In an accompanying note to the Meeting Notice organiser Hugh Gardyne makes several other pertinent points:

“There are multiple reasons to retain and grow science at Invermay that we will debate at the meeting, one being the relationship currently with Otago University. If it is sheep and deer Industry research, why then take it away from those areas of maximum production?

If Government expects to achieve growth targets in all areas of the economy and regional development, then investment and commitment to research and science is a no-brainer.

In question is the whole funding model of agricultural science and research in New Zealand and the dissemination of it, currently stifled by proprietary partnerships such as primary growth partnership (PGP)’s, conflicts of interest and perceived censorship by AgResearch of its staff.”

It promises to be an interesting meeting which I hope the government chooses to be represented at, because the manner in which AgResearch seems to have insisted on its pre-determined FFP outcome after a cursory review.

Scientists at Invermay and farmers from Otago and Southland deserve to be heard and to receive a persuasive presentation to justify the transfer of scientific research and resource to Lincoln.

Allan Barber is a meat industry commentator. He has his own blog Barber’s Meaty Issues and can be contacted by emailing him at allan@barberstrategic.co.nz.

3 Comments on Comment: sheep farmers pushing for retention of Invermay

  1. Stephen

    Thank you for your comprehensive response. My piece was based entirely on the Press Release and Notice of Meeting that I received for the meeting in Gore next week. Obviously the organisers of that meeting need to understand AgResearch’s process and strategy better than they do at present.

    It was not so much that my comments that were incorrect, but the impression given by the reason for the meeting in Gore which AgResearch has agreed to attend.

    I hope the farmers will understand better where AgResearch is coming from.

    Allan Barber

  2. Most of the assertions made in this article are simply incorrect.

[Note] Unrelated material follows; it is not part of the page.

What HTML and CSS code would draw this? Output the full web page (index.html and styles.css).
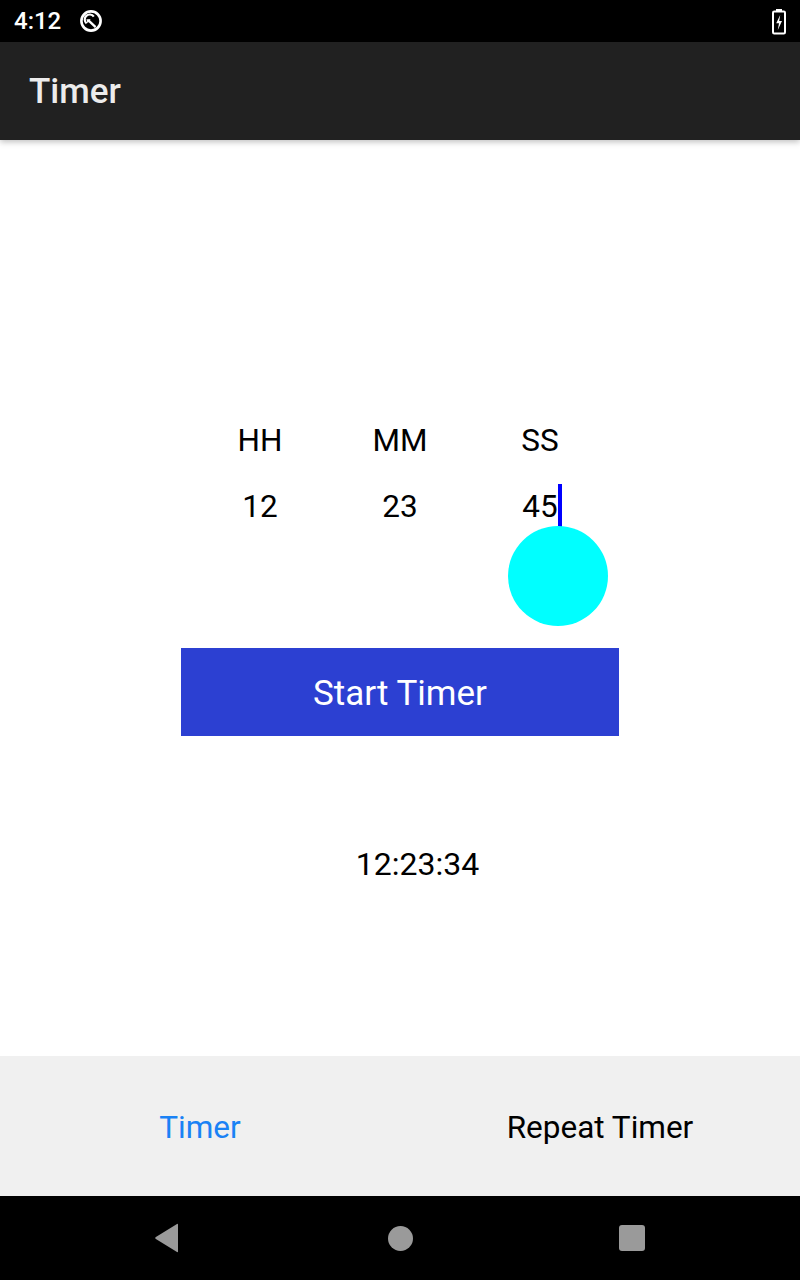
FILE: index.html
```html
<!DOCTYPE html>
<html>
<head>
<meta charset="utf-8">
<link rel="stylesheet" href="styles.css">
</head>
<body>
<div class="screen">
  <div class="status-bar">
    <div class="status-left">
      <span class="clock">4:12</span>
      <svg class="status-icon" width="26" height="26" viewBox="0 0 26 26">
        <circle cx="13" cy="13" r="9.6" fill="none" stroke="#fff" stroke-width="2.6"/>
        <path d="M8.6 15.4 A5 5 0 1 1 15.8 8.6" fill="none" stroke="#fff" stroke-width="2.2"/>
        <path d="M10.2 12.2 L17.6 19.2" stroke="#fff" stroke-width="2.3" stroke-linecap="butt"/>
        <path d="M8.4 11.2 L12.6 11.2 L9.6 15.2 Z" fill="#fff"/>
      </svg>
    </div>
    <svg class="battery" width="16" height="28" viewBox="0 0 16 28">
      <rect x="5" y="1" width="6" height="3" fill="#fff"/>
      <rect x="2" y="3.5" width="12" height="22" rx="1.2" fill="none" stroke="#fff" stroke-width="2"/>
      <path d="M9.2 7 L5.2 15.2 L8 15.2 L6.8 22 L11 13 L8.2 13 Z" fill="#fff"/>
    </svg>
  </div>
  <header class="app-bar">
    <h1 class="app-title">Timer</h1>
  </header>
  <main class="content">
    <div class="time-grid">
      <div class="label">HH</div>
      <div class="label">MM</div>
      <div class="label">SS</div>
      <div class="value">12</div>
      <div class="value">23</div>
      <div class="value value-active">45<span class="cursor"></span><span class="handle"></span></div>
    </div>
    <button class="start-btn">Start Timer</button>
    <div class="countdown">12:23:34</div>
  </main>
  <nav class="tabs">
    <div class="tab tab-active">Timer</div>
    <div class="tab">Repeat Timer</div>
  </nav>
  <div class="nav-bar">
    <svg width="26" height="30" viewBox="0 0 26 30"><path d="M24 1.5 L24 28.5 Q24 29.5 23 29 L1.5 15.8 Q1 15 1.5 14.2 L23 1 Q24 0.5 24 1.5 Z" fill="#9a9a9a"/></svg>
    <span class="home-dot"></span>
    <span class="recent-sq"></span>
  </div>
</div>
</body>
</html>
```

FILE: styles.css
```css
* { box-sizing: border-box; margin: 0; padding: 0; }

html, body {
  width: 800px;
  height: 1280px;
  background: #fff;
  overflow: hidden;
}

body {
  font-family: Roboto, "Liberation Sans", sans-serif;
}

.screen {
  width: 800px;
  height: 1280px;
  display: flex;
  flex-direction: column;
}

.status-bar {
  height: 42px;
  background: #000;
  display: flex;
  align-items: center;
  justify-content: space-between;
  padding: 0 13px 0 14px;
  flex-shrink: 0;
}

.status-left {
  display: flex;
  align-items: center;
  gap: 17px;
}

.clock {
  color: #fff;
  font-size: 24px;
  font-weight: 500;
  line-height: 42px;
}

.status-icon { display: block; }

.battery { display: block; margin-top: 2px; }

.app-bar {
  height: 98px;
  background: #212121;
  display: flex;
  align-items: center;
  padding: 2px 0 0 29px;
  position: relative;
  z-index: 2;
  box-shadow: 0 2px 6px rgba(0, 0, 0, 0.25);
  flex-shrink: 0;
}

.app-title {
  color: #ececec;
  font-size: 35px;
  font-weight: 500;
  line-height: 40px;
}

.content {
  flex: 1;
  display: flex;
  flex-direction: column;
  align-items: center;
  padding-top: 281px;
}

.time-grid {
  display: grid;
  grid-template-columns: 140px 140px 140px;
  grid-auto-rows: 40px;
  row-gap: 26px;
}

.label, .value {
  font-size: 31.5px;
  line-height: 40px;
  text-align: center;
  color: #000;
}

.value-active { position: relative; }

.cursor {
  position: absolute;
  left: 88px;
  top: -3px;
  width: 3.5px;
  height: 43px;
  background: #0000ff;
}

.handle {
  position: absolute;
  left: 38px;
  top: 39px;
  width: 100px;
  height: 100px;
  border-radius: 50%;
  background: #00ffff;
}

.start-btn {
  margin-top: 121px;
  width: 438px;
  height: 88px;
  background: #2c40d2;
  color: #fff;
  border: none;
  font-family: Roboto, "Liberation Sans", sans-serif;
  font-size: 35px;
  line-height: 40px;
  padding-top: 4px;
}

.countdown {
  margin-top: 108px;
  margin-left: 35px;
  font-size: 32px;
  line-height: 40px;
  color: #000;
}

.tabs {
  height: 140px;
  background: #f0f0f0;
  display: flex;
  flex-shrink: 0;
}

.tab {
  flex: 1;
  display: flex;
  align-items: center;
  justify-content: center;
  font-size: 31.5px;
  line-height: 40px;
  padding-top: 4px;
  color: #000;
}

.tab-active { color: #1a82f5; }

.nav-bar {
  height: 84px;
  background: #000;
  display: flex;
  align-items: center;
  flex-shrink: 0;
  padding-left: 154px;
}

.nav-bar svg { display: block; margin-top: -1px; }

.home-dot {
  width: 25px;
  height: 25px;
  border-radius: 50%;
  background: #9a9a9a;
  margin-left: 208px;
}

.recent-sq {
  width: 26px;
  height: 26px;
  border-radius: 3px;
  background: #9a9a9a;
  margin-left: 206px;
}
```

    Our chairman Sam Robinson covered most of them in our piece in Farmers Weekly recently. You can read it here http://agrihq.co.nz/article/pulpit-change-essential-for-agresearch?p=8

    More specifically:
    – This is not the first time AgResearch has fronted up to breeders and farmers. There has been significant consultation with stakeholders nationwide, many farmer meetings, and we have the full support of all the major farming bodies.
    – Our redevelopment plans are designed to ensure we can keep pace with the research needs of all of New Zealand’s pastoral sector.
    – The Christie Building actually cost $11 Million and will be used to house the staff remaining at Invermay, together with others, so we can vacate our older and unfit for purpose buildings on the campus, and ensure a better working environment for everyone.
    – Our environmental and farms systems science is remaining at Invermay, so our scientists can work in the local conditions and with the local farmers and authorities to tackle the specific challenges faced in Otago and Southland.
    – The assertion that a significant number of staff will not relocate to Lincoln is incorrect and unfounded. Since no-one will be asked to move before late 2016 and our relocation package has not yet been announced to staff, very few staff have confirmed a final decision on their future.
    – The comment that most AgResearch staff do not agree with the plan is incorrect and unfounded. The plan was designed around staff comments about how the organisation could be more effective.
    – The bulk of the staff at Invermay that have most contact with farmers, and provide regional support at open days and farm visits, are remaining at Invermay so they can continue this work.
    – Our relationship with the University of Otago will continue in a similar manner, just as it does with nearly every other university and research institute in New Zealand.